Not only was Malaysia’s standards in terms of reading, science and maths appalling, the Education Ministry was trying to cover it up!
A number of factors were responsible for the slow and steady decline of the Malaysian educational system. Let’s go back in history and try and identify the main reasons why this happened.
1. From English to Malay. The first was the hasty reversal of English as the medium of instruction in national schools. The NEP and the rise in Malay nationalism dictated the national language policy of the time that Malay be progressively introduced into the national education system.
Ironically, in the 70s when he was education minister, this was spearheaded by none other than Dr Mahathir Mohamad, the former prime minister of 22 years who is now opposition leader.
Mahathir reintroduced English for the teaching of science and maths in 2003, the last year he was prime minister, but this policy was reversed by none other than his political bedfellow now and then education minister and deputy prime minister Muhyiddin Yassin in July 2009, barely three months after Najib Razak became prime minister.
English was apparently good for Umno ministers and their children but not good enough for the mass of Malays who went to national schools and whose subsequent chance of employment in the private sector and advancing their knowledge was impeded by their poor English.
Until today, many of the top Malays were those who received an English education either here or overseas or both. Numerous Malays have said publicly that good knowledge of English enabled them to rise up the career ladder and many Malay parents want their children to be educated in English.
2. Increasing the number of Malay teachers. The other thing the government in the 70s did was to accelerate the process of hiring Malay teachers into the national educational system. For this, the standards were dropped. Candidates with a poor grade at the Malaysia Certificate of Education level could train to become primary school teachers for instance. That resulted in a deterioration of teaching standards with consequent effects on children.
3. Increasing Islamisation in schools. Islamic norms were being increasingly introduced into national schools. Extreme examples include non-Muslim students being forced to eat in toilets at break times during the Muslim fasting month. Also, history teaching was being distorted by asserting as facts some things which were not accepted as such by history academics. Many non-Muslims, including non-Muslim teachers, were upset by this and began to shun national schools.
Exodus to vernacular schools
These factors combined with others and the resulting drop over the years of standards in national schools led to an exodus to vernacular schools, especially Chinese schools and to private schools for those who could afford it, resulting in a cleaved education system where students in the national system received poorer quality education.

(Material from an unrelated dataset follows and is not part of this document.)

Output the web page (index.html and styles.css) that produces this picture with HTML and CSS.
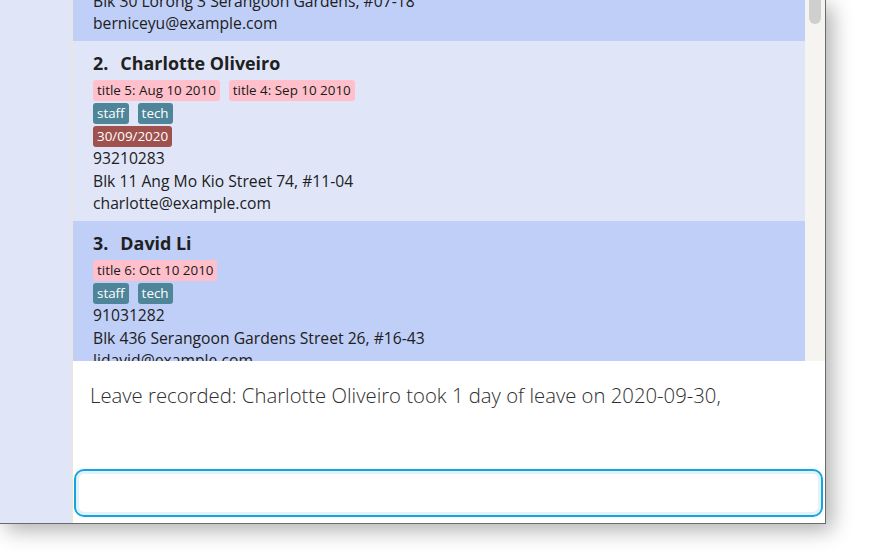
FILE: index.html
```html
<!DOCTYPE html>
<html>
<head>
<meta charset="utf-8">
<link rel="stylesheet" href="styles.css">
</head>
<body>
<div class="window">
  <div class="sidebar"></div>
  <div class="main">
    <div class="list-pane">
      <div class="list">
        <div class="card card-blue card-first">
          <div class="name"><span class="idx">1.</span>Bernice Yu</div>
          <div class="tags"><span class="tag tag-title">title 3: Jul 10 2010</span></div>
          <div class="tags"><span class="tag tag-role">colleagues</span><span class="tag tag-role">friends</span></div>
          <div class="line">99272758</div>
          <div class="line">Blk 30 Lorong 3 Serangoon Gardens, #07-18</div>
          <div class="line">berniceyu@example.com</div>
        </div>
        <div class="card card-light">
          <div class="name"><span class="idx">2.</span>Charlotte Oliveiro</div>
          <div class="tags"><span class="tag tag-title">title 5: Aug 10 2010</span><span class="tag tag-title">title 4: Sep 10 2010</span></div>
          <div class="tags"><span class="tag tag-role">staff</span><span class="tag tag-role">tech</span></div>
          <div class="tags"><span class="tag tag-leave">30/09/2020</span></div>
          <div class="line">93210283</div>
          <div class="line">Blk 11 Ang Mo Kio Street 74, #11-04</div>
          <div class="line">charlotte@example.com</div>
        </div>
        <div class="card card-blue">
          <div class="name"><span class="idx">3.</span>David Li</div>
          <div class="tags"><span class="tag tag-title">title 6: Oct 10 2010</span></div>
          <div class="tags"><span class="tag tag-role">staff</span><span class="tag tag-role">tech</span></div>
          <div class="line">91031282</div>
          <div class="line">Blk 436 Serangoon Gardens Street 26, #16-43</div>
          <div class="line">lidavid@example.com</div>
        </div>
      </div>
      <div class="scrollbar"><div class="thumb"></div></div>
    </div>
    <div class="result">Leave recorded: Charlotte Oliveiro took 1 day of leave on 2020-09-30,</div>
    <div class="command"><input class="command-input" type="text"></div>
  </div>
</div>
</body>
</html>
```
FILE: styles.css
```css
html, body {
  margin: 0;
  padding: 0;
  background: #ffffff;
  overflow: hidden;
}
body {
  width: 872px;
  height: 558px;
  font-family: "Segoe UI", "Open Sans", "Noto Sans", sans-serif;
}
.window {
  display: flex;
  width: 825px;
  height: 523px;
  border-right: 1px solid #6b6b6b;
  border-bottom: 1px solid #6b6b6b;
  background: #ffffff;
  box-shadow: 6px 6px 20px rgba(0, 0, 0, 0.32);
}
.sidebar {
  width: 71px;
  flex: none;
  background: #e0e6f8;
  border-right: 2px solid #e9e6e1;
}
.main {
  flex: 1;
  display: flex;
  flex-direction: column;
  min-width: 0;
}
.list-pane {
  height: 361px;
  flex: none;
  display: flex;
  overflow: hidden;
}
.list {
  flex: 1;
  min-width: 0;
  overflow: hidden;
}
.scrollbar {
  width: 20px;
  flex: none;
  background: #f5f4f0;
  display: flex;
  justify-content: center;
}
.thumb {
  width: 12px;
  height: 24px;
  background: #cfcfcf;
  border-radius: 0 0 6px 6px;
}
.card {
  padding: 10px 20px 6.5px 20px;
  color: #202020;
}
.card-first {
  margin-top: -116px;
}
.card-blue { background: #bfcff7; }
.card-light { background: #e0e6f8; }
.name {
  font-size: 17.9px;
  font-weight: 700;
  line-height: 24px;
  height: 24px;
  margin-bottom: 5px;
  white-space: nowrap;
}
.idx {
  margin-right: 12px;
}
.tags {
  display: flex;
  gap: 9px;
  height: 21px;
  margin-bottom: 2px;
}
.tags + .line {
  margin-top: -2px;
}
.tag {
  font-size: 13.4px;
  line-height: 21px;
  height: 21px;
  padding: 0 4px;
  border-radius: 3px;
  white-space: nowrap;
}
.tag-title { background: #ffc0cb; color: #1a1a1a; }
.tag-role { background: #4e8599; color: #ffffff; }
.tag-leave { background: #9e514d; color: #ffffff; }
.line {
  font-size: 15.7px;
  line-height: 22.5px;
  white-space: nowrap;
}
.result {
  flex: 1;
  padding: 20px 17px 0 17px;
  font-size: 20.3px;
  font-weight: 300;
  line-height: 28px;
  color: #2e2e2e;
  white-space: nowrap;
}
.command {
  padding: 0 2px 6px 1px;
}
.command-input {
  display: block;
  box-sizing: border-box;
  width: 100%;
  height: 48px;
  margin: 0;
  border: 2px solid #13a5e0;
  border-radius: 10px;
  background: #ffffff;
  box-shadow: inset 0 0 0 3px #e3f1fa;
  outline: none;
  font-family: inherit;
  font-size: 16px;
}
```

Meantime government universities dropped minimum educational standards and tinkered with the qualifying system to enable more Malays to enter universities and produced hundreds of thousands of graduates who could not be employed because their competence was poor. University education was no longer a passport to a better life.
That, in a nutshell, is the abbreviation of a more complex story of a national educational system in slow rot with successive governments not having the political will to reverse the decay and take the educational system to a higher level.
What is required is de-politicisation of the national education system and an exclusive focus on improving quality which starts from better-trained teachers, more independence from politics, better leadership and a clear guideline. The last may be served by the Education Blueprint now in place for 2013-2025.
It would include amongst others the true will to educate all Malaysians so that they are in a position to benefit from a full range of educational opportunities and contribute to the development of the country. English should be reintroduced at least for subjects such as science and maths and other more technical subjects because access to further knowledge is dependent on a good command of the language.
This is a project that will take decades before a return to high educational standards is achieved but it is absolutely imperative for the future of this country. We are quickly losing our relative advantage to other countries and we need to change merely to keep pace, let alone be on top of others.
Singapore is a prime example of how a focused non-political emphasis on quality political education can achieve great results with it now topping Pisa scores. Our education standards in 1965 were broadly similar to theirs. Singapore has just one educational system, compared to several for ours, and the medium of instruction is English while it guarantees all mother-tongue education.
Successive governments, including the current one, have utterly failed us in education. They don’t have the guts and the vision to do the needful but seem to be, wittingly or unwittingly, keeping the majority of the population under-educated and unfit in terms of the skills and thinking needed for economic, personal and yes, even political development.